When you do a fork(), it copies everything in memory. That includes any globals you’ve set in imported Python modules.

For example, your logging configuration:

import logging
from multiprocessing import Pool
from os import getpid

def runs_in_subprocess():
    logging.info(
        "I am the child, with PID {}".format(getpid()))

if __name__ == '__main__':
    logging.basicConfig(
        format='GADZOOKS %(message)s', level=logging.DEBUG)

    logging.info(
        "I am the parent, with PID {}".format(getpid()))

    with Pool() as pool:
        pool.apply(runs_in_subprocess)

When we run this program, we get:

GADZOOKS I am the parent, with PID 3884
GADZOOKS I am the child, with PID 3885

Notice how child processes in your pool inherit the parent process’ logging configuration, even if that wasn’t your intention! More broadly, anything you configure on a module level in the parent is inherited by processes in the pool, which can lead to some unexpected behavior.

But fork() doesn’t copy everything

The second problem is that fork() doesn’t actually copy everything. In particular, one thing that fork() doesn’t copy is threads. Any threads running in the parent process do not exist in the child process.

from threading import Thread, enumerate
from os import fork
from time import sleep

# Start a thread:
Thread(target=lambda: sleep(60)).start()

if fork():
    print("The parent process has {} threads".format(
        len(enumerate())))
else:
    print("The child process has {} threads".format(
        len(enumerate())))

When we run this program, we see the thread we started didn’t survive the fork():

The parent process has 2 threads
The child process has 1 threads

The mystery is solved

Here’s why that original program is deadlocking—with their powers combined, the two problems with fork()-only create a bigger, sharkier problem:

  1. Whenever the thread in the parent process writes a log messages, it adds it to a Queue. That involves acquiring a lock.
  2. If the fork() happens at the wrong time, the lock is copied in an acquired state.
  3. The child process copies the parent’s logging configuration—including the queue.
  4. Whenever the child process writes a log message, it tries to write it to the queue.
  5. That means acquiring the lock, but the lock is already acquired.
  6. The child process now waits for the lock to be released.
  7. The lock will never be released, because the thread that would release it wasn’t copied over by the fork().

In simplified form:

from os import fork
from threading import Lock

# Lock is acquired in the parent process:
lock = Lock()
lock.acquire()

if fork() == 0:
    # In the child process, try to grab the lock:
    print("Acquiring lock...")
    lock.acquire()
    print("Lock acquired! (This code will never run)")

Band-aids and workarounds

There are some workarounds that could make this a little better.
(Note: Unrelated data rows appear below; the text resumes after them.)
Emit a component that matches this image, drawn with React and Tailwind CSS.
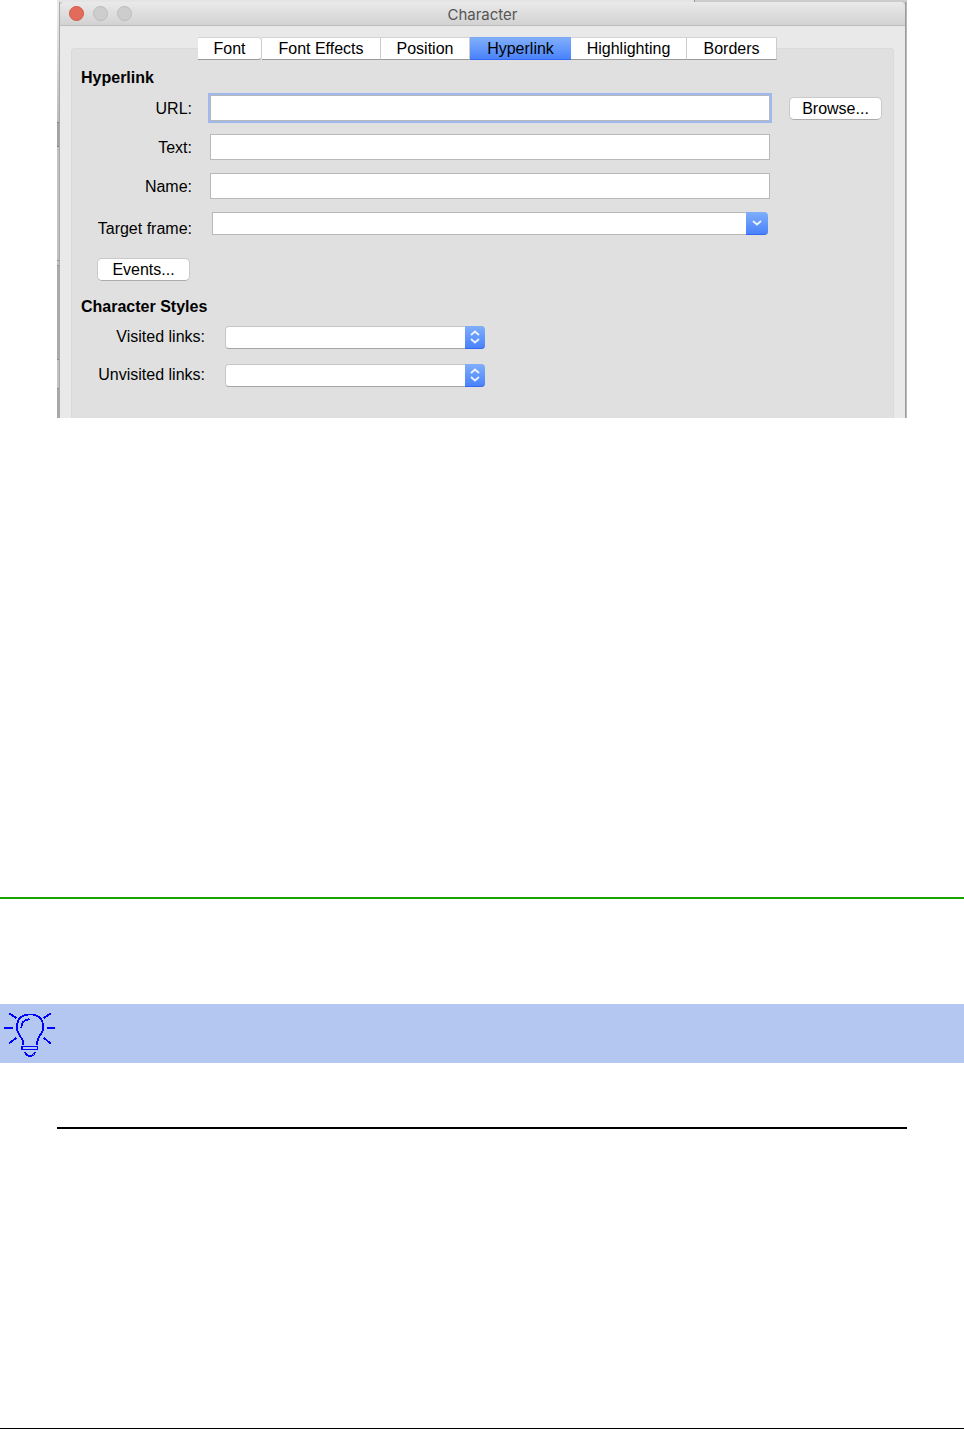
import { useState } from "react";

const tabs = [
  { name: "Font", width: "w-16 rounded-r" },
  { name: "Font Effects", width: "w-[119px]" },
  { name: "Position", width: "w-[89px]" },
  { name: "Hyperlink", width: "w-[101px]" },
  { name: "Highlighting", width: "w-[116px]" },
  { name: "Borders", width: "w-[90px]" }
];

const fieldStyle =
  "block h-[26px] w-full min-w-0 border border-[#b9b9b9] bg-white px-2 outline-none";

const buttonStyle =
  "h-[23px] w-[93px] shrink-0 rounded-[5px] border border-[#c9c9c9] border-b-[#acacac] bg-white leading-5";

const blueStyle =
  "flex items-center justify-center rounded-r-[4px] border-b border-[#3467f4] bg-linear-to-b from-[#80aefa] to-[#4a82fb]";

function FieldRow({ id, label, labelStyle = "pt-[2px]", children }) {
  return (
    <div className="flex h-[26px] items-center">
      <label
        htmlFor={id}
        className={`${labelStyle} mr-[18px] w-[111px] shrink-0 text-right`}
      >
        {label}
      </label>
      {children}
    </div>
  );
}

function StyleSelect({ id, label }) {
  return (
    <div className="flex h-6 items-center">
      <label htmlFor={id} className="w-[124px] shrink-0 text-right">
        {label}
      </label>
      <div className="relative ml-5 w-[260px]">
        <select
          id={id}
          className="block h-[23px] w-full appearance-none rounded-[4px] border border-[#c6c6c6] border-b-[#a5a5a5] bg-white px-2 outline-none"
        >
          <option></option>
        </select>
        <span className={`${blueStyle} pointer-events-none absolute inset-y-0 right-0 w-5`}>
          <svg width="10" height="14" viewBox="0 0 10 14" fill="none" stroke="#edf4ff" strokeWidth="1.8">
            <path d="M1 5 L5 1.5 L9 5 M1 9 L5 12.5 L9 9" />
          </svg>
        </span>
      </div>
    </div>
  );
}

function TitleBar() {
  return (
    <header className="grid h-[24px] grid-cols-[1fr_auto_1fr] items-center rounded-t-[5px] border-b border-[#bdbdbd] bg-linear-to-b from-[#eaeaea] to-[#d2d2d2] px-[9px]">
      <div className="flex gap-[9px]">
        <button aria-label="Close" className="size-[15px] rounded-full border border-[#d45747] bg-[#e26b59]" />
        <button aria-label="Minimize" className="size-[15px] rounded-full border border-[#bcbcbc] bg-[#cdcdcd]" />
        <button aria-label="Zoom" className="size-[15px] rounded-full border border-[#bcbcbc] bg-[#cdcdcd]" />
      </div>
      <h1 className="pt-[2px] font-[Inter,sans-serif] text-[15px] leading-5 text-[#555555]">
        Character
      </h1>
    </header>
  );
}

function CharacterDialog() {
  const [activeTab, setActiveTab] = useState("Hyperlink");

  return (
    <section className="mx-[57px] bg-[#cfcfcf]">
      {/* Edge of the window behind */}
      <div className="flex h-[2px]">
        <div className="flex-3 bg-[#e4e4e4]" />
        <div className="flex-1 border-l border-[#999999] bg-[#cccccc]" />
      </div>

      <div className="flex">
        <div className="flex w-[3px] flex-col border-r border-[#a8a8a8]">
          <div className="h-[120px] bg-linear-to-b from-[#eeeeee] to-[#bcbcbc]" />
          <div className="h-[25px] border-y border-[#858585] bg-[#a2a2a2]" />
          <div className="h-[113px] bg-[#c2c2c2]" />
          <div className="h-[6px] border-y border-[#8e8e8e] bg-[#c2c2c2]" />
          <div className="flex-1 bg-[#aaaaaa]" />
          <div className="h-[30px] border-y border-[#8e8e8e] bg-[#c2c2c2]" />
          <div className="h-[29px] bg-[#a8a8a8]" />
        </div>

        <div className="min-w-0 flex-1 rounded-t-[5px] bg-[#e9e9e9]">
          <TitleBar />

          <div className="px-[11px] pt-[22px]">
            <div className="rounded-t-[4px] border border-b-0 border-[#dadada] bg-[#e0e0e0] pr-[11px] pb-[31px] pl-[9px]">
              <nav className="-mt-[12px] flex justify-center pl-3">
                {tabs.map((tab) => (
                  <button
                    key={tab.name}
                    onClick={() => setActiveTab(tab.name)}
                    className={`${tab.width} h-[23px] border-y leading-5 ${
                      activeTab === tab.name
                        ? "border-t-[#7da9f7] border-b-[#3467f4] bg-linear-to-b from-[#80aefa] to-[#4a82fb]"
                        : "border-r border-t-[#d4d4d4] border-r-[#cccccc] border-b-[#999999] bg-white"
                    }`}
                  >
                    {tab.name}
                  </button>
                ))}
              </nav>

              <h2 className="mt-2 font-bold leading-5">
                Hyperlink
              </h2>

              <form onSubmit={(e) => e.preventDefault()}>
                <div className="mt-[7px] flex gap-[19px]">
                  <div className="flex min-w-0 flex-1 flex-col gap-[13px]">
                    <FieldRow id="url" label="URL:">
                      <input id="url" type="text" className={`${fieldStyle} ring-2 ring-[#9db9ee]`} />
                    </FieldRow>

                    <FieldRow id="text" label="Text:">
                      <input id="text" type="text" className={fieldStyle} />
                    </FieldRow>

                    <FieldRow id="name" label="Name:">
                      <input id="name" type="text" className={fieldStyle} />
                    </FieldRow>

                    <FieldRow id="frame" label="Target frame:" labelStyle="pt-2">
                      <div className="flex min-w-0 flex-1 self-start px-[2px]">
                        <input
                          id="frame"
                          type="text"
                          className="h-[23px] min-w-0 flex-1 border border-r-0 border-[#b9b9b9] bg-white px-2 outline-none"
                        />
                        <button type="button" aria-label="Show frames" className={`${blueStyle} h-[23px] w-[22px]`}>
                          <svg width="10" height="6" viewBox="0 0 10 6" fill="none" stroke="#edf4ff" strokeWidth="1.8">
                            <path d="M1 1 L5 4.5 L9 1" />
                          </svg>
                        </button>
                      </div>
                    </FieldRow>
                  </div>

                  <button type="button" className={`${buttonStyle} mt-[2px]`}>
                    Browse...
                  </button>
                </div>

                <button type="button" className={`${buttonStyle} mt-5 ml-4 block`}>
                  Events...
                </button>

                <h2 className="mt-4 mb-2 font-bold leading-5">
                  Character Styles
                </h2>

                <div className="flex flex-col gap-[14px]">
                  <StyleSelect id="visited" label="Visited links:" />
                  <StyleSelect id="unvisited" label="Unvisited links:" />
                </div>
              </form>
            </div>
          </div>
        </div>

        <div className="w-[2px] border-r border-[#b8b8b8] bg-[#9b9b9b]" />
      </div>
    </section>
  );
}

function LightBulb() {
  return (
    <svg width="60" height="59" viewBox="0 0 60 59" fill="none" stroke="#0000ff" strokeWidth="1.8" shapeRendering="crispEdges">
      <path d="M22.7 41 V36 L20 32 L17.3 26.7 V19.5 C18 14 23 10.4 30 10.4 C37 10.4 41.5 14 42.7 19 V26.7 L38.5 34 L37 38 V41" />
      <path d="M21.3 23.5 C21.3 19 24 16 29.5 15" />
      <path d="M22 42.5 H37.5 V45.5 H22 Z" />
      <path d="M24.5 48 L26.5 50.5 L30 52.7 L33.5 50.5 L35.5 48" />
      <path d="M9.3 9.3 L16.3 14 M4 24 H12.7 M9.3 39.3 L16.3 34 M50.7 9.3 L43.7 14 M47.3 24 H54.7 M50.7 39.3 L43.7 34" />
    </svg>
  );
}

export default function App() {
  return (
    <main className="bg-white font-['Liberation_Sans',Arial,sans-serif] text-base text-black">
      <CharacterDialog />

      <hr className="mt-[479px] border-t-2 border-[#18a303]" />

      {/* Tip heading band */}
      <div className="mt-[105px] bg-[#b4c7f0]">
        <LightBulb />
      </div>

      <hr className="mx-[57px] mt-16 border-t-2 border-black" />

      <hr className="mt-[299px] border-t border-black" />
    </main>
  );
}
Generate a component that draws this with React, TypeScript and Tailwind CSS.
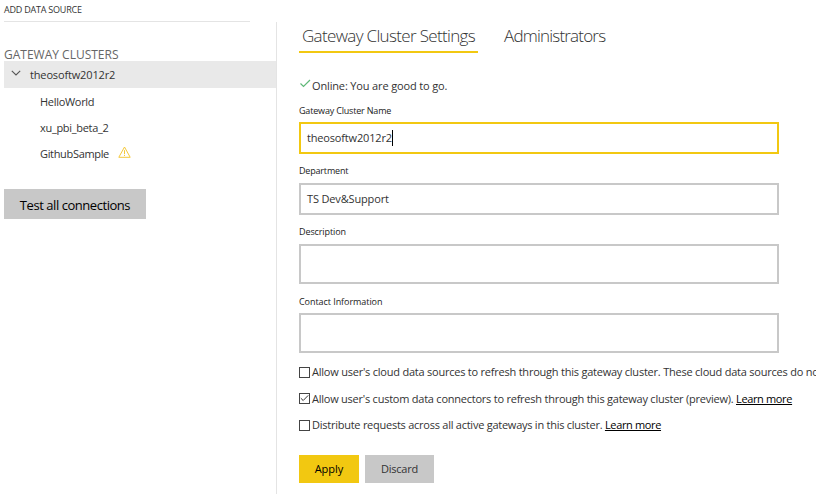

For module state, the logging library could have its configuration reset when child processes are started by multiprocessing.Pool. However, this doesn’t solve the problem for all the other Python modules and libraries that set some sort of module-level global state. Every single library that does this would need to fix itself to work with multiprocessing.

For threads, locks could be set back to released state when fork() is called (Python has a ticket for this.) Unfortunately this doesn’t solve the problem with locks created by C libraries, it would only address locks created directly by Python. And it doesn’t address the fact that those locks don’t really make sense anymore in the child process, whether or not they’ve been released.

Luckily, there is a better, easier solution.

The real solution: stop plain fork()ing

In Python 3 the multiprocessing library added new ways of starting subprocesses. One of these does a fork() followed by an execve() of a completely new Python process. That solves our problem, because module state isn’t inherited by child processes: it starts from scratch.

Enabling this alternate configuration requires changing just two lines of code in your program before any other import or usage of multiprocessing; basically, the very first thing your application does should be:

from multiprocessing import set_start_method
set_start_method("spawn")

That changes things globally for all code in your program, so if you’re maintaining a library the polite thing to do is use the “spawn” method just for your own pools, like this:

from multiprocessing import get_context

def your_func():
    with get_context("spawn").Pool() as pool:
        # ... everything else is unchanged

That’s it: do that and all the problems we’ve been going over won’t affect you. (See the documentation on contexts for details.)

But this still requires you to do the work. And it requires every Python user who trustingly follows the examples in the documentation to get confused why their program sometimes breaks.

Eventually this will get fixed:

  • Starting in Python 3.12, you will get a DeprecationWarning indicating that “fork” will stop being the default in 3.14.
  • In Python 3.14, the default will be changed to either “spawn” or “forkserver” (a mostly safer alternative to “fork”).

Until then, it’s up to you.

Note: If you were relying on "fork" to cheaply pass data from the parent to the child process, consider some of these alternative approaches to speeding up data copying between processes.

Learning more

My explanation here is of course somewhat simplified: for example, there is state other than threads that fork() doesn’t copy. Here are some additional resources:

  • Read the Linux man page for fork() to learn about other things it doesn’t copy.
  • Rachel By The Bay’s post on why threads and processes don’t mix and a followup are where I originally learned about this problem—and I promptly forgot about it until I encountered a related issue in production code.
  • Some mathematical analysis of your chances of getting eaten by a shark and a followup. Really, sharks have an unfairly bad reputation; humans kill vastly more sharks than the other way around.

Stay safe, and watch out for sharks and bad interactions between threads and processes! 🦈🦑

Thanks to Terry Reedy for pointing out the need for if __name__ == '__main__'.